Short problem ▸ Go through the records and show each line where the word "TypeScript" occurs.

## START Data listing

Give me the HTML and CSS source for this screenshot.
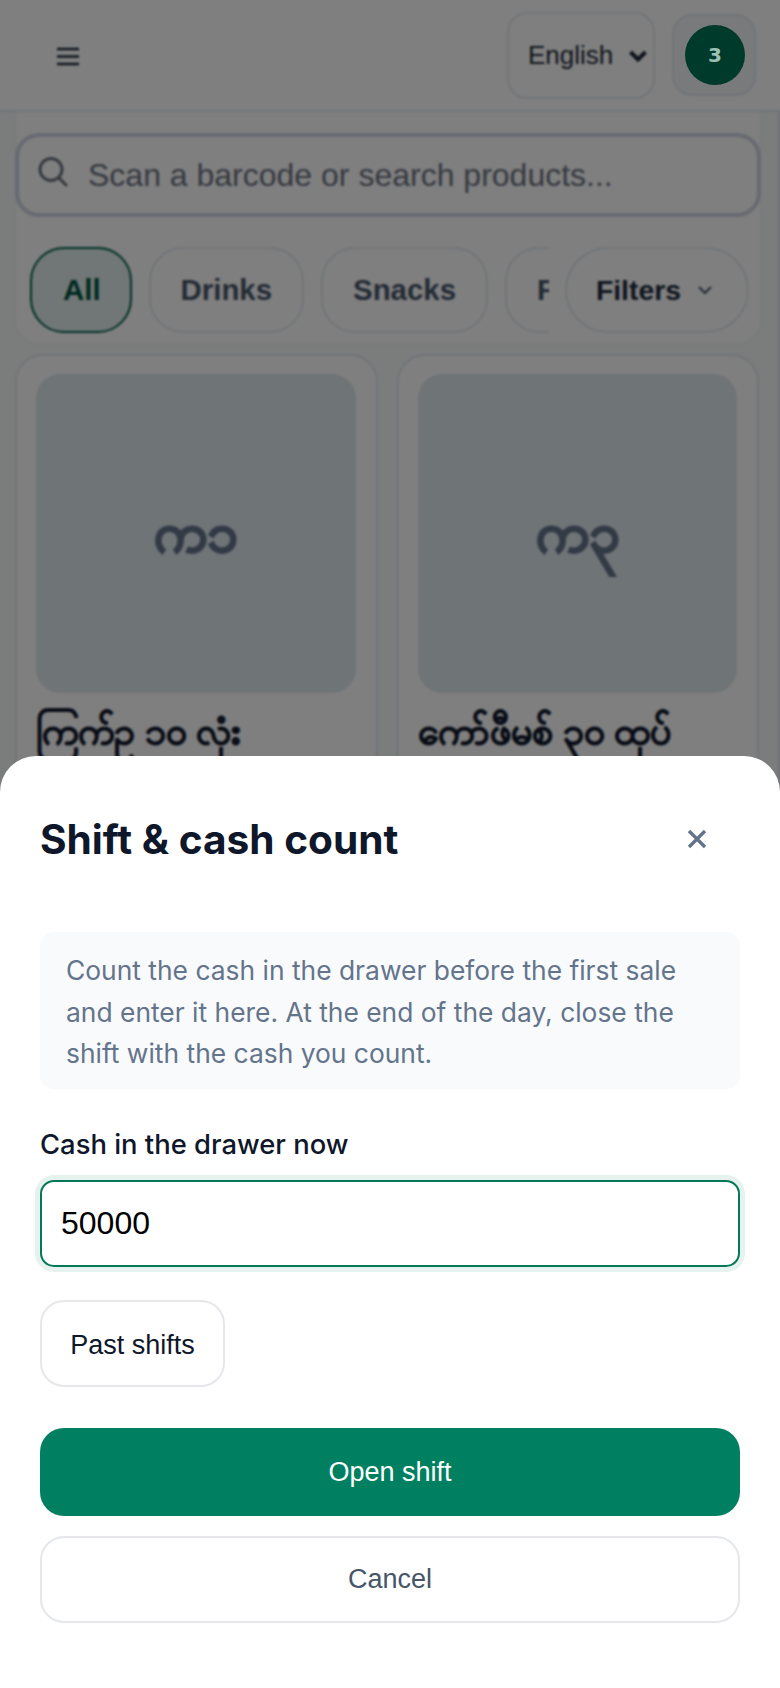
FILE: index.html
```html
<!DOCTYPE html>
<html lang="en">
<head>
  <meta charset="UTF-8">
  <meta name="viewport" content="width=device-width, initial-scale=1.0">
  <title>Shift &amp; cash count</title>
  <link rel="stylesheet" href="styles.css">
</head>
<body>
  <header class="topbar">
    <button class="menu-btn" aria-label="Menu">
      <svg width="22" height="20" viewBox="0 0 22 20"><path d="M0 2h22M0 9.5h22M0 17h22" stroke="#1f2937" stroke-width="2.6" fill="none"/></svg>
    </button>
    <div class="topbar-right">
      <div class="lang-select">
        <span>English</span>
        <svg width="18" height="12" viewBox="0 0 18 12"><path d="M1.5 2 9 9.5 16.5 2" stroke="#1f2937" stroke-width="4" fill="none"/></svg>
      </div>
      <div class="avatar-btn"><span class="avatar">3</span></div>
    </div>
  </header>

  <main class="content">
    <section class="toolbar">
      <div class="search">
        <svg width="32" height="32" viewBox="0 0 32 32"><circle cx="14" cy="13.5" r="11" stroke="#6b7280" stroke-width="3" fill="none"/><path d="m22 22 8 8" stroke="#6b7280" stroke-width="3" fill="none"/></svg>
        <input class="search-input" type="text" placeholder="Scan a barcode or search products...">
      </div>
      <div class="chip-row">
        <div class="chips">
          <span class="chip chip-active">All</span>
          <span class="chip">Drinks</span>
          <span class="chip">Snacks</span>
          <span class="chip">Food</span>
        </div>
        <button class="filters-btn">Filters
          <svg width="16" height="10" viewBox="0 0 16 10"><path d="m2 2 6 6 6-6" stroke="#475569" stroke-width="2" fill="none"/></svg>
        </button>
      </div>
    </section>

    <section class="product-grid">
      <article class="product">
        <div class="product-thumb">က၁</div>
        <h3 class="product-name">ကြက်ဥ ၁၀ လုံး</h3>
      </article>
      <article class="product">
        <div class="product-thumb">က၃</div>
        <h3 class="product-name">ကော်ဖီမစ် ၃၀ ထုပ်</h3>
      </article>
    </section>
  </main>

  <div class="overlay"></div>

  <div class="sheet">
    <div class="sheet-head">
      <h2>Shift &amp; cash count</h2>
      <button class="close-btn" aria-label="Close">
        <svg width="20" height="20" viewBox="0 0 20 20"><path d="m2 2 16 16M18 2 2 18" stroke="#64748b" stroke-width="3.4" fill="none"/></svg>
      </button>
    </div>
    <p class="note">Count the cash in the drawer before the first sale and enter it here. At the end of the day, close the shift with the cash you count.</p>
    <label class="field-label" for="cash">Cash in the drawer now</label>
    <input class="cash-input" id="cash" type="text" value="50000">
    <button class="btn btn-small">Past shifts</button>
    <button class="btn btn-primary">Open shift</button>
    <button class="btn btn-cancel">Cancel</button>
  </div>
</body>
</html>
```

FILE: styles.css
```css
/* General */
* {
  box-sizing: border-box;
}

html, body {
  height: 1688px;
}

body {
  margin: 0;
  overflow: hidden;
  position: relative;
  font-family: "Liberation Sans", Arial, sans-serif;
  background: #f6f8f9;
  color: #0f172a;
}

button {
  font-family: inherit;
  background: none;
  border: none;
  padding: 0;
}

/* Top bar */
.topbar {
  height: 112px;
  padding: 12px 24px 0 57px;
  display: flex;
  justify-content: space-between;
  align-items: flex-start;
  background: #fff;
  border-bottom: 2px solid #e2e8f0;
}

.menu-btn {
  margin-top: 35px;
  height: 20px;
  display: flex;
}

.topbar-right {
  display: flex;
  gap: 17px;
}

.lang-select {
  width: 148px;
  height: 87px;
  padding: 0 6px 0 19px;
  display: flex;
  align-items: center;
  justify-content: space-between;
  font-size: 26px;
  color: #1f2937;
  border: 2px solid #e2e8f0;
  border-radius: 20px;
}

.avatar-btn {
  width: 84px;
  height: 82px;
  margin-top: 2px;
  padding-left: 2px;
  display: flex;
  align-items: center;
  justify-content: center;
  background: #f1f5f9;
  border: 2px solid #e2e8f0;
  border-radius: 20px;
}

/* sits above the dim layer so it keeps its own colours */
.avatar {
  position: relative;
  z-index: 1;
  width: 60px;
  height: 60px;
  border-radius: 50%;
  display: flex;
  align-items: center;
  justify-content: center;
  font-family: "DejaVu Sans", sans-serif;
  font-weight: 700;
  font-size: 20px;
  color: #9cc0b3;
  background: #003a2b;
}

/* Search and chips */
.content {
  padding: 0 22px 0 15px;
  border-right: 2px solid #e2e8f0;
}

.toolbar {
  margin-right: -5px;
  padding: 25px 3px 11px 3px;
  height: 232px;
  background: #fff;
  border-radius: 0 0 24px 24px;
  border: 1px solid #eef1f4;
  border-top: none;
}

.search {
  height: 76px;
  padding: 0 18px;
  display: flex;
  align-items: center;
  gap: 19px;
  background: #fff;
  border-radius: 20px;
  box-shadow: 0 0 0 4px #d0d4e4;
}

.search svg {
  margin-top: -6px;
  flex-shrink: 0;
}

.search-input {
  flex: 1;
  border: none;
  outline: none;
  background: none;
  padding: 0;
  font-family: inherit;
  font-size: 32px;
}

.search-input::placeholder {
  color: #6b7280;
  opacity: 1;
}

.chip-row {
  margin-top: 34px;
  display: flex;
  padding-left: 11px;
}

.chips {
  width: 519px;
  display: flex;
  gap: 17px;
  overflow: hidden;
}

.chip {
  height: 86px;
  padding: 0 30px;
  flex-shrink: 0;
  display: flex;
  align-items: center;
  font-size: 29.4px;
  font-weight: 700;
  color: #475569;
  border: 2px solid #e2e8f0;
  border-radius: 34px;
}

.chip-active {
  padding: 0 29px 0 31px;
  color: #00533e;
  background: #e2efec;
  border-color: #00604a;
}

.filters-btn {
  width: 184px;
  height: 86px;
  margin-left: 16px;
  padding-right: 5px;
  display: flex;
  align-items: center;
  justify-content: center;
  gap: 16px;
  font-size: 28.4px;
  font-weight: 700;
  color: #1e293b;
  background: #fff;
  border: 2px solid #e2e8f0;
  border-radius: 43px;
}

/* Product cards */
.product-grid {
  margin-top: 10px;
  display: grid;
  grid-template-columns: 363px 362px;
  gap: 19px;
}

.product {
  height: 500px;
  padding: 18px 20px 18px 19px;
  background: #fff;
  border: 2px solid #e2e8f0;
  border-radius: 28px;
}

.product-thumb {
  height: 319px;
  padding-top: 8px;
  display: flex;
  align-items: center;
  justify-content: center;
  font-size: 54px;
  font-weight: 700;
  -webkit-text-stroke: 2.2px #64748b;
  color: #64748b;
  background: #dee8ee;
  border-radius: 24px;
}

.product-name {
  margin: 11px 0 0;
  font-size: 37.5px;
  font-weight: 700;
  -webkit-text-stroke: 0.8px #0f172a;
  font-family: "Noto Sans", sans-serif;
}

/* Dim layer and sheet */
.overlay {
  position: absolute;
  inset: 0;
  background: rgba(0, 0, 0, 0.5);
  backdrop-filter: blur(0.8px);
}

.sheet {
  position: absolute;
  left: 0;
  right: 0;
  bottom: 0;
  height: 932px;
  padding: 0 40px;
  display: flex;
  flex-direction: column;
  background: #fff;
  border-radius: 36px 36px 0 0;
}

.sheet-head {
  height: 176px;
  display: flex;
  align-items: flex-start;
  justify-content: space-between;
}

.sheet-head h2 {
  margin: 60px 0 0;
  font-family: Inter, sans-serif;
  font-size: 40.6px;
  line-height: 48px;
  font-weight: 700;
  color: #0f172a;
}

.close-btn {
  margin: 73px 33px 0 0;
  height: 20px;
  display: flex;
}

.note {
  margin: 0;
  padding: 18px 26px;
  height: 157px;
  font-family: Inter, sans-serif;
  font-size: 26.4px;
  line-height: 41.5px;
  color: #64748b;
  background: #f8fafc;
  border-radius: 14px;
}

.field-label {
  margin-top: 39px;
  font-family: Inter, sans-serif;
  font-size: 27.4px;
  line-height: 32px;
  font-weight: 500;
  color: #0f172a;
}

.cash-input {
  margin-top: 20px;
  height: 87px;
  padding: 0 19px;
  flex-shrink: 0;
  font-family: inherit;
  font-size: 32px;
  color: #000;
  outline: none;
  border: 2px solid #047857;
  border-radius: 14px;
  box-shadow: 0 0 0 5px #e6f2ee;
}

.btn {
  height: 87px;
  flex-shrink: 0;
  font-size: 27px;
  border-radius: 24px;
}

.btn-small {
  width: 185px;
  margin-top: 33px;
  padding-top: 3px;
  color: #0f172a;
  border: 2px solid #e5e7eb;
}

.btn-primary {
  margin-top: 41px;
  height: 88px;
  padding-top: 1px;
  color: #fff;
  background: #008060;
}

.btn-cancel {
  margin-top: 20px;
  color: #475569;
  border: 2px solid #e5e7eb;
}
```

## END Data listing
## START Data listing

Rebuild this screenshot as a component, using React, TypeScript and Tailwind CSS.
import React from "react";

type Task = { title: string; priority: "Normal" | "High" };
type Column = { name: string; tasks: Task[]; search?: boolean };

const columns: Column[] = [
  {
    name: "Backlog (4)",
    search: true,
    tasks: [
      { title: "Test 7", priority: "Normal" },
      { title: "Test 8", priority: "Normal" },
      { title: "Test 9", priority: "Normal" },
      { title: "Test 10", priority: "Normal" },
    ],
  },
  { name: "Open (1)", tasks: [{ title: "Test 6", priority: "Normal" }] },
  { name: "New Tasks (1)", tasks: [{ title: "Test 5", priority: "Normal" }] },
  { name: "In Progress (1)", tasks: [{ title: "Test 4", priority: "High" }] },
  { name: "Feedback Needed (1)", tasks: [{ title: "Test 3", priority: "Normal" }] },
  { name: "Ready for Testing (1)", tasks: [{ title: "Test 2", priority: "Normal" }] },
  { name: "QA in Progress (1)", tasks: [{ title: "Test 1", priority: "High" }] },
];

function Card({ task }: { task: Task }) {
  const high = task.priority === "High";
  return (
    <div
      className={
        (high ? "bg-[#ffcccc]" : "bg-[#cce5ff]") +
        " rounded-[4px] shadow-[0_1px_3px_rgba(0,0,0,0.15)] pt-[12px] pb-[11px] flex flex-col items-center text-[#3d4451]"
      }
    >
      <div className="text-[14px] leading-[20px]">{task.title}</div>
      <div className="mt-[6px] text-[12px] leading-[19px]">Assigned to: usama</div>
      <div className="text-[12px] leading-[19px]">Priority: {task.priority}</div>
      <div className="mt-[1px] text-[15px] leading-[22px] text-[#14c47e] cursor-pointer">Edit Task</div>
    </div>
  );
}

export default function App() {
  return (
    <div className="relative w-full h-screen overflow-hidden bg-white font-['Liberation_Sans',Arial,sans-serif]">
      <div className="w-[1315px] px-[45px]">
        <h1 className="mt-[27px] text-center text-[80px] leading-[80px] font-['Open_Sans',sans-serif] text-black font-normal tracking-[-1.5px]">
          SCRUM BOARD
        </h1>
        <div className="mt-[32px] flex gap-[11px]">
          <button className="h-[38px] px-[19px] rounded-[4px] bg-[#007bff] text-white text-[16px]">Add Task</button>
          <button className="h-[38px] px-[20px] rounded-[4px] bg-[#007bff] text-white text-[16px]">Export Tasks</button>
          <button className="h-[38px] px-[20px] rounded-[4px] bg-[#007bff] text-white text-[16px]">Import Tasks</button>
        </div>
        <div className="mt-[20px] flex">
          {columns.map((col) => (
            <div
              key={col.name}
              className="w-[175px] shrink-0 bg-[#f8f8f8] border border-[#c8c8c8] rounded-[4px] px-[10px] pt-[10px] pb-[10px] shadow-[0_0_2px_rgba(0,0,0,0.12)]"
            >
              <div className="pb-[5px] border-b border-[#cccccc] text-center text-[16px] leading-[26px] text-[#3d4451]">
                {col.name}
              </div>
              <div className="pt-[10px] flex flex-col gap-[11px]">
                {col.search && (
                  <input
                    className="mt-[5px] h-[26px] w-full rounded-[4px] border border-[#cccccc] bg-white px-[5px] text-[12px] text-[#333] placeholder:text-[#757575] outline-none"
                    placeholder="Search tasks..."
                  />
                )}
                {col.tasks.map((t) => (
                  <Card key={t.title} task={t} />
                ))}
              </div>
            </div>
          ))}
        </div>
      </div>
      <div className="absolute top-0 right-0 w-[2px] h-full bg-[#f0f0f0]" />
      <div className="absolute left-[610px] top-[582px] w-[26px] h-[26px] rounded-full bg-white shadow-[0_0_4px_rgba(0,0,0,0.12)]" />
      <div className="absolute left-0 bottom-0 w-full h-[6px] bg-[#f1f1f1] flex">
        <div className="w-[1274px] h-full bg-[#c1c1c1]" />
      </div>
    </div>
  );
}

## END Data listing
## START Data listing

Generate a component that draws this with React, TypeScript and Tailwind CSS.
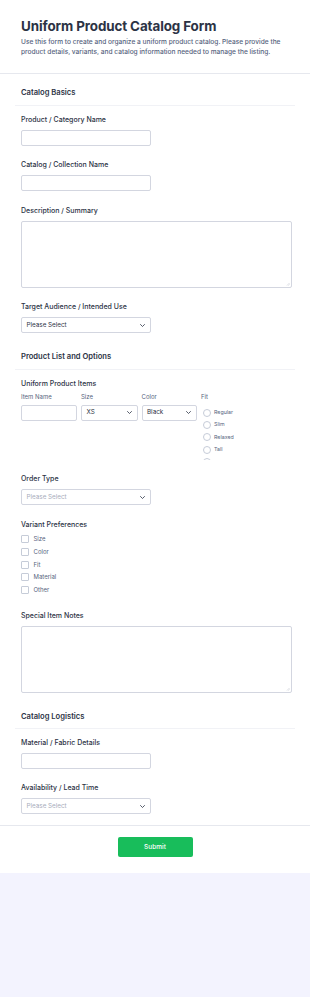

## END Data listing

Result of this task ▸
Rebuild this screenshot as a component, using React, TypeScript and Tailwind CSS.
Generate a component that draws this with React, TypeScript and Tailwind CSS.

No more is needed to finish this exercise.